In other words, Neville Power is paid more for travel and expenses in one month than someone on the minimum wage earns in one year. Where the hell is he travelling in a pandemic anyway?
At $44,500 a month he could probably afford to personally finance a few gas wells.
It is time for the commission to come clean and detail exactly what discussions it has had with the gas industry.
At a time of unprecedented challenges requiring enormous government spending, Australia needs more oversight, not less.
As taxpayers' money walks out the door with little oversight or scrutiny, the need for an independent anti-corruption commission is greater than ever.

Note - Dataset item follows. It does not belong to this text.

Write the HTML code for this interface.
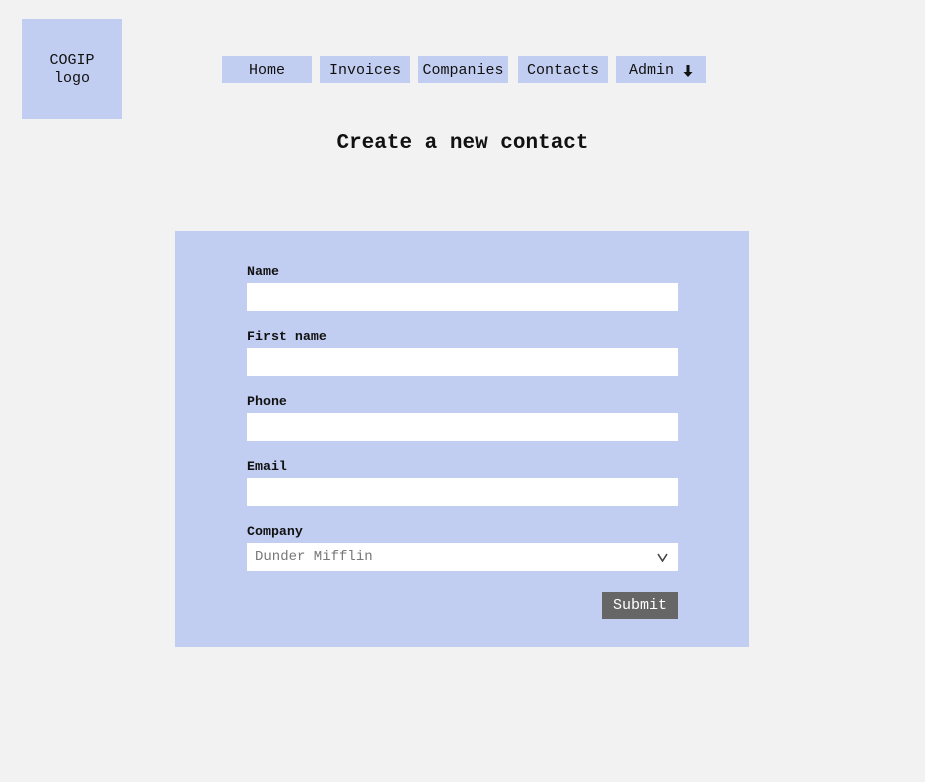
<!DOCTYPE html>
<html><head><style>
*{margin:0;padding:0;box-sizing:border-box}
body{width:925px;height:782px;background:#f2f2f2;font-family:"Liberation Mono","DejaVu Sans Mono",monospace;position:relative;overflow:hidden;color:#111}
.abs{position:absolute}
.logo{left:22px;top:19px;width:100px;height:100px;background:#c2cef1;display:flex;align-items:center;justify-content:center;text-align:center;font-size:15px;line-height:18px;padding-top:2px}
.nav{top:56px;height:27px;width:90px;background:#c2cef1;font-size:15px;display:flex;align-items:center;justify-content:center;padding-top:2px}
h1{position:absolute;left:0;width:925px;top:132px;text-align:center;font-size:21px;font-weight:bold}
.panel{left:175px;top:231px;width:574px;height:416px;background:#c2cef1}
.lbl{left:247px;font-size:13.3px;font-weight:bold}
.inp{left:247px;width:431px;height:28px;background:#fff}
.sub{left:602px;top:592px;width:76px;height:27px;background:#666;color:#fff;font-size:15px;display:flex;align-items:center;justify-content:center}
</style></head><body>
<div class="abs logo">COGIP<br>logo</div>
<div class="abs nav" style="left:222px">Home</div>
<div class="abs nav" style="left:320px">Invoices</div>
<div class="abs nav" style="left:418px">Companies</div>
<div class="abs nav" style="left:518px">Contacts</div>
<div class="abs nav" style="left:616px">Admin&nbsp;<svg width="10" height="14" viewBox="0 0 10 14"><path d="M3.5 1h3v7h3L5 13 0.5 8h3z" fill="#111"/></svg></div>
<h1>Create a new contact</h1>
<div class="abs panel"></div>
<div class="abs lbl" style="top:264px">Name</div>
<div class="abs inp" style="top:283px"></div>
<div class="abs lbl" style="top:329px">First name</div>
<div class="abs inp" style="top:348px"></div>
<div class="abs lbl" style="top:394px">Phone</div>
<div class="abs inp" style="top:413px"></div>
<div class="abs lbl" style="top:459px">Email</div>
<div class="abs inp" style="top:478px"></div>
<div class="abs lbl" style="top:524px">Company</div>
<div class="abs inp" style="top:543px;font-size:14px;color:#777;padding-left:8px;line-height:28px">Dunder Mifflin
<svg class="abs" style="right:10px;top:10px" width="11" height="9" viewBox="0 0 11 9"><path d="M1 1 L5.5 8 L10 1" fill="none" stroke="#444" stroke-width="1.6"/></svg></div>
<div class="abs sub">Submit</div>
</body></html>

And let's face it, the Morrison government has a track record of spending freely - not where it's needed, but where it benefits the Coalition electorally.
You only have to look at the $100 million sports rorts saga, where grants were handpicked to help the Coalition win marginal and targeted seats, to see how it works.
The same behaviour was repeated with the $150 million women's sport grants, which had no guidelines and no tender process-not even an application form.
Australia Institute research reveals a similar shonky process is underway in the energy sector to back in more gas power; fortunately, the Auditor-General has agreed to investigate Mr Taylor's Underwriting New Generation program.
For the gas industry, which crippled our manufacturing sector and drove up electricity prices, the Morrison government is rolling out the red carpet and the taxpayer subsidies.
Die quietly in a corner is the general message to universities. Ditto the arts and entertainment industry.
If the Prime Minister hands out money to his friends and favoured industries while excluding those industries and people in need, it's a recipe for a prolonged recession.